Grace is obtained through the established means of grace—hearing the Word, coming to the Lord's table—and the attitude that receives God's offers in the Word and sacrament with a blessed result is the attitude of humility, repentance, tenderness, lowliness of mind, and faith. These things are not child-rearing techniques, but they are the only things that make godly child-rearing possible. In short, we need Christ and not our own to-do list. And when we have Christ, He works through us to accomplish His to-do list (Eph. 2:8-10). The good works God prepared beforehand for us to do certainly include bringing up children before Him. But child-rearing as the result of such grace is child-rearing characterized throughout by the extension of grace.
When we have received grace, and know that we have, the infallible indicator of this reception is the fact that we extend grace. We pray in the Lord's Prayer that God would treat us as we treat—fill in the blank. We are in effect asking God to take our treatment of our debtors as our working definition of grace, and to please use that definition on us the next time we need it. Now, are our children our debtors or not? How do we treat them?

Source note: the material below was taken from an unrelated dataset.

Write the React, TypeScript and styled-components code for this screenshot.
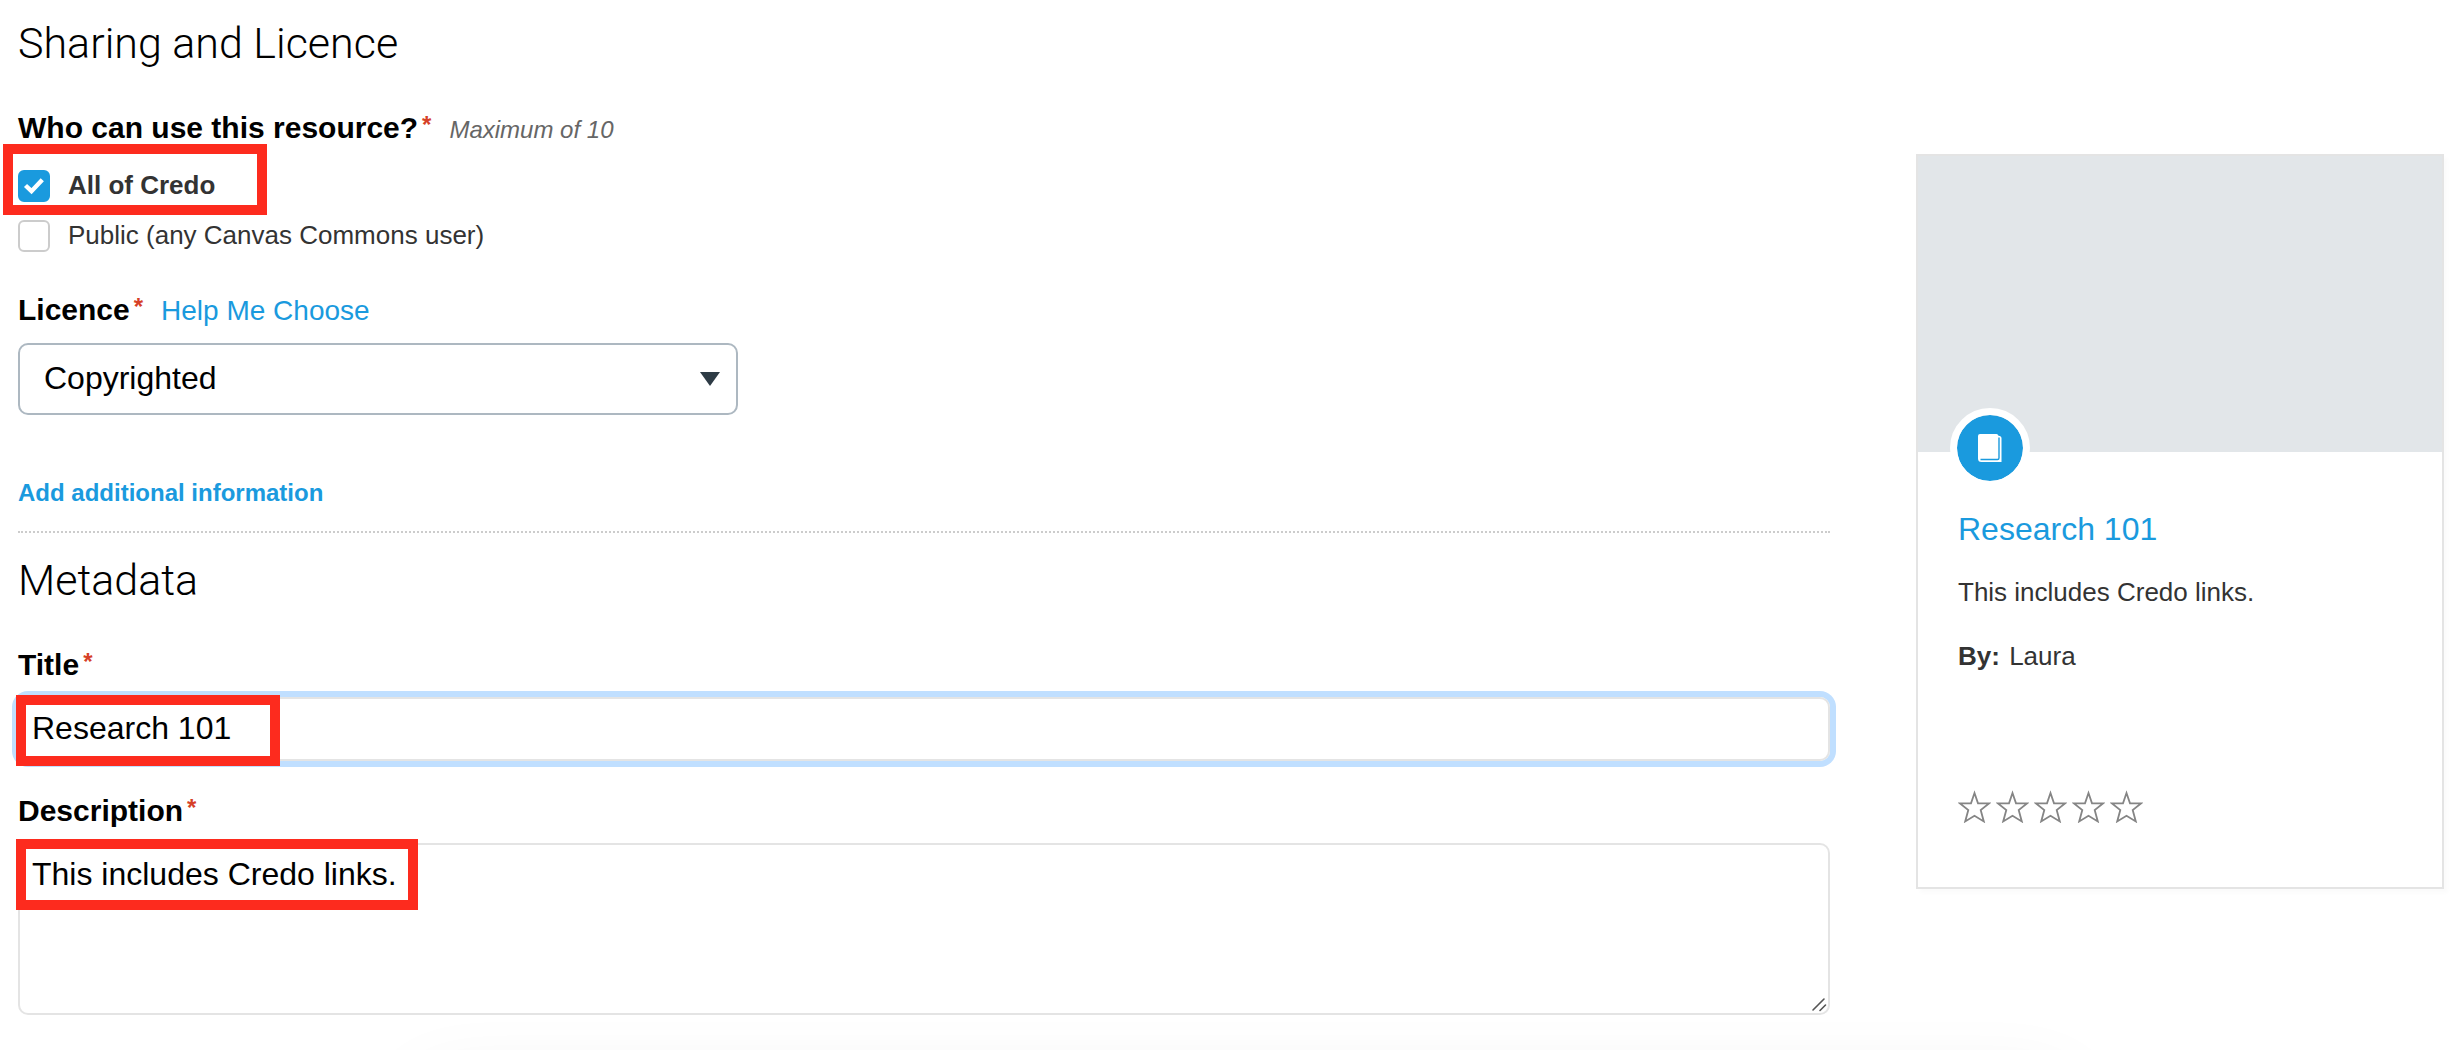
import React, { useState } from "react";
import styled, { createGlobalStyle, css } from "styled-components";

const blue = "#1a9ade";
const ink = "#333333";
const line = "#e4e4e4";

const GlobalStyle = createGlobalStyle`
  *, *::before, *::after { box-sizing: border-box; }
  body {
    margin: 0;
    background: #ffffff;
    color: #000000;
    font-family: "Liberation Sans", Arial, Helvetica, sans-serif;
    font-size: 26px;
  }
`;

const Page = styled.div`
  position: relative;
  min-height: 100vh;
  overflow: hidden;
  display: grid;
  grid-template-columns: minmax(0, 1fr) 528px;
  column-gap: 86px;
  align-items: start;
  padding: 16px 18px 36px;
`;

const Section = styled.section<{ $divided?: boolean }>`
  display: flex;
  flex-direction: column;
  ${({ $divided }) =>
    $divided &&
    css`
      margin-bottom: 20px;
      padding-bottom: 23px;
      border-bottom: 2px dotted #cccccc;
    `}
`;

const Heading = styled.h2`
  margin: 0 0 40px;
  font-family: Roboto, "Liberation Sans", sans-serif;
  font-size: 43px;
  font-weight: 300;
  line-height: 54px;
`;

const Fieldset = styled.fieldset`
  margin: 0;
  padding: 0;
  border: 0;
  min-width: 0;
`;

const LabelRow = styled.div`
  display: flex;
  align-items: baseline;
  gap: 18px;
  height: 36px;
  line-height: 36px;
`;

const FieldLabel = styled.label`
  font-size: 30px;
  font-weight: 700;
`;

const Required = styled.span`
  margin-left: 4px;
  color: #d64027;
  font-size: 24px;
  line-height: 0;
  vertical-align: 5px;
`;

const Hint = styled.span`
  color: #666666;
  font-size: 24px;
  font-style: italic;
`;

const TextLink = styled.a`
  color: ${blue};
  font-size: 28px;
  text-decoration: none;
`;

const Options = styled.div`
  margin: 15px 0 31px;
`;

const Anchor = styled.div`
  position: relative;
  display: flex;
`;

const Option = styled.label<{ $strong?: boolean }>`
  display: flex;
  align-items: center;
  gap: 18px;
  height: 50px;
  color: ${ink};
  font-weight: ${({ $strong }) => ($strong ? 700 : 400)};
  line-height: 30px;
`;

const OptionText = styled.span`
  padding-bottom: 2px;
`;

const Box = styled.span`
  display: grid;
  width: 32px;
  height: 32px;
  > * {
    grid-area: 1 / 1;
  }
  svg {
    pointer-events: none;
  }
`;

const Check = styled.input`
  appearance: none;
  width: 32px;
  height: 32px;
  margin: 0;
  border: 2px solid #cccccc;
  border-radius: 6px;
  background: #ffffff;
  &:checked {
    border-color: ${blue};
    background: ${blue};
  }
`;

const Highlight = styled.div<{ $left: number; $top: number; $width: number }>`
  position: absolute;
  left: ${({ $left }) => $left}px;
  top: ${({ $top }) => $top}px;
  width: ${({ $width }) => $width}px;
  height: 71px;
  border: 10px solid #fd2b1e;
  pointer-events: none;
`;

const SelectWrap = styled.div`
  display: grid;
  width: 720px;
  max-width: 100%;
  margin: 15px 0 63px;
  align-items: center;
  > * {
    grid-area: 1 / 1;
  }
  svg {
    justify-self: end;
    margin-right: 18px;
    pointer-events: none;
  }
`;

const Select = styled.select`
  appearance: none;
  width: 100%;
  height: 72px;
  padding: 0 60px 2px 24px;
  border: 2px solid #adb8c1;
  border-radius: 10px;
  background: #ffffff;
  color: #000000;
  font: inherit;
  font-size: 32px;
`;

const MoreButton = styled.button`
  align-self: flex-start;
  padding: 0;
  border: 0;
  background: none;
  color: ${blue};
  font: inherit;
  font-size: 24px;
  font-weight: 700;
  line-height: 30px;
`;

const Field = styled.div`
  position: relative;
  display: flex;
  margin: 14px 0 32px;
`;

const controlStyle = css`
  flex: 1;
  min-width: 0;
  border: 2px solid ${line};
  border-radius: 10px;
  background: transparent;
  color: #000000;
  font: inherit;
  font-size: 32px;
  line-height: 40px;
  outline: none;
`;

const TextInput = styled.input`
  ${controlStyle}
  height: 64px;
  padding: 0 12px 2px;
  box-shadow: 0 0 0 6px #c0dfff;
`;

const TextArea = styled.textarea`
  ${controlStyle}
  height: 172px;
  padding: 9px 12px;
  resize: none;
`;

const Grip = styled.svg`
  position: absolute;
  right: 3px;
  bottom: 3px;
  pointer-events: none;
`;

const Card = styled.aside`
  margin-top: 138px;
  border: 2px solid ${line};
  background: #ffffff;
  color: ${ink};
  box-shadow: 4px 4px 4px rgba(0, 0, 0, 0.02);
`;

const Cover = styled.div`
  position: relative;
  height: 296px;
  background: #e2e6e9;
`;

const Badge = styled.div`
  position: absolute;
  left: 32px;
  bottom: -36px;
  display: grid;
  place-items: center;
  width: 80px;
  height: 80px;
  border: 7px solid #ffffff;
  border-radius: 50%;
  background: ${blue};
  background-clip: padding-box;
`;

const CardBody = styled.div`
  padding: 57px 40px 64px;
`;

const CardTitle = styled.h3`
  margin: 0 0 27px;
  font-size: 32px;
  font-weight: 400;
  line-height: 40px;
  a {
    color: ${blue};
    text-decoration: none;
  }
`;

const CardText = styled.p`
  margin: 0 0 32px;
  font-size: 26px;
  line-height: 32px;
  b {
    margin-right: 2px;
  }
`;

const Stars = styled.div`
  display: flex;
  gap: 5px;
  margin-top: 118px;
`;

const PanelShade = styled.div`
  position: absolute;
  top: 100%;
  left: 17%;
  right: 16%;
  height: 80px;
  border-radius: 12px;
  box-shadow: 0 0 80px rgba(0, 0, 0, 0.07);
  pointer-events: none;
`;

function Star() {
  return (
    <svg width="33" height="33" viewBox="0 0 33 33" fill="none" stroke="#858585" strokeWidth="1.8" aria-hidden="true">
      <path d="M16.5 3 20 13.3 31 13.4 22.7 20 25.8 31.4 16.5 25.8 7.2 31.4 10.3 20 2 13.4 13 13.3Z" />
    </svg>
  );
}

export default function App() {
  const [all, setAll] = useState(true);
  const [open, setOpen] = useState(false);
  const [title, setTitle] = useState("Research 101");
  const [description, setDescription] = useState("This includes Credo links.");

  return (
    <>
      <GlobalStyle />
      <Page>
        <main>
          <Section $divided>
            <Heading>Sharing and Licence</Heading>
            <Fieldset aria-labelledby="audience">
              <LabelRow>
                <FieldLabel as="span" id="audience">
                  Who can use this resource?<Required>*</Required>
                </FieldLabel>
                <Hint>Maximum of 10</Hint>
              </LabelRow>
              <Options>
                <Anchor>
                  <Option $strong={all}>
                    <Box>
                      <Check type="checkbox" checked={all} onChange={(e) => setAll(e.target.checked)} />
                      <svg width="32" height="32" viewBox="0 0 32 32" fill="none" stroke="#ffffff" strokeWidth="4.4" aria-hidden="true">
                        <path d="M7.5 15.5 13.5 21.2 24.3 9.8" />
                      </svg>
                    </Box>
                    <OptionText>All of Credo</OptionText>
                  </Option>
                  <Highlight $left={-15} $top={-17} $width={264} />
                </Anchor>
                <Anchor>
                  <Option $strong={open}>
                    <Check type="checkbox" checked={open} onChange={(e) => setOpen(e.target.checked)} />
                    <OptionText>Public (any Canvas Commons user)</OptionText>
                  </Option>
                </Anchor>
              </Options>
            </Fieldset>
            <LabelRow>
              <FieldLabel htmlFor="licence">
                Licence<Required>*</Required>
              </FieldLabel>
              <TextLink href="#help">Help Me Choose</TextLink>
            </LabelRow>
            <SelectWrap>
              <Select id="licence" defaultValue="Copyrighted">
                <option>Copyrighted</option>
              </Select>
              <svg width="20" height="14" viewBox="0 0 20 14" fill="#2d3b45" aria-hidden="true">
                <path d="M0 0H20L10 14Z" />
              </svg>
            </SelectWrap>
            <MoreButton type="button">Add additional information</MoreButton>
          </Section>

          <Section>
            <Heading>Metadata</Heading>
            <LabelRow>
              <FieldLabel htmlFor="title">
                Title<Required>*</Required>
              </FieldLabel>
            </LabelRow>
            <Field>
              <TextInput id="title" type="text" value={title} onChange={(e) => setTitle(e.target.value)} />
              <Highlight $left={-2} $top={-2} $width={264} />
            </Field>
            <LabelRow>
              <FieldLabel htmlFor="description">
                Description<Required>*</Required>
              </FieldLabel>
            </LabelRow>
            <Field>
              <TextArea id="description" value={description} onChange={(e) => setDescription(e.target.value)} />
              <Grip width="16" height="16" viewBox="0 0 16 16" fill="none" stroke="#555555" strokeWidth="1.6" strokeLinecap="round" aria-hidden="true">
                <path d="M2 14 13 3M9 14.5 14.5 9" />
              </Grip>
              <Highlight $left={-2} $top={-4} $width={402} />
            </Field>
          </Section>
        </main>

        <Card>
          <Cover>
            <Badge>
              <svg width="24" height="28" viewBox="0 0 24 28" aria-hidden="true">
                <path d="M2 0H18.500Q20 0 20.500 1.700L21.800 2Q23.500 2.300 23.500 4V28H3.500Q0 28 0 24.500V2Q0 0 2 0Z" fill="#ffffff" />
                <path d="M2.500 25.500H19.500Q21 25.500 21 24V3.500" fill="none" stroke={blue} strokeWidth="1.4" />
              </svg>
            </Badge>
          </Cover>
          <CardBody>
            <CardTitle>
              <a href="#resource">Research 101</a>
            </CardTitle>
            <CardText>This includes Credo links.</CardText>
            <CardText>
              <b>By:</b> Laura
            </CardText>
            <Stars role="img" aria-label="No ratings">
              {[1, 2, 3, 4, 5].map((n) => (
                <Star key={n} />
              ))}
            </Stars>
          </CardBody>
        </Card>
        <PanelShade />
      </Page>
    </>
  );
}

All parents discipline. The thing that distinguishes them is what they discipline for and how they do it. And all discipline brings correction, admonishment, and so forth. It doesn't seem pleasant at the time, but rather painful (Heb. 12:11). But if we have learned the nature of grace, we can see that discipline can be either gracious or selfish. Gracious discipline requires something of a child as a gift to him. Selfish discipline requires something of a child as a gift to the one disciplining.
Bringing it back full circle, let us assume a discussion between a parent and child about a certain objectionable movie the child wants to see. The parent says no. We still do not know if the parent is wise. Is he giving with this decision? Or taking?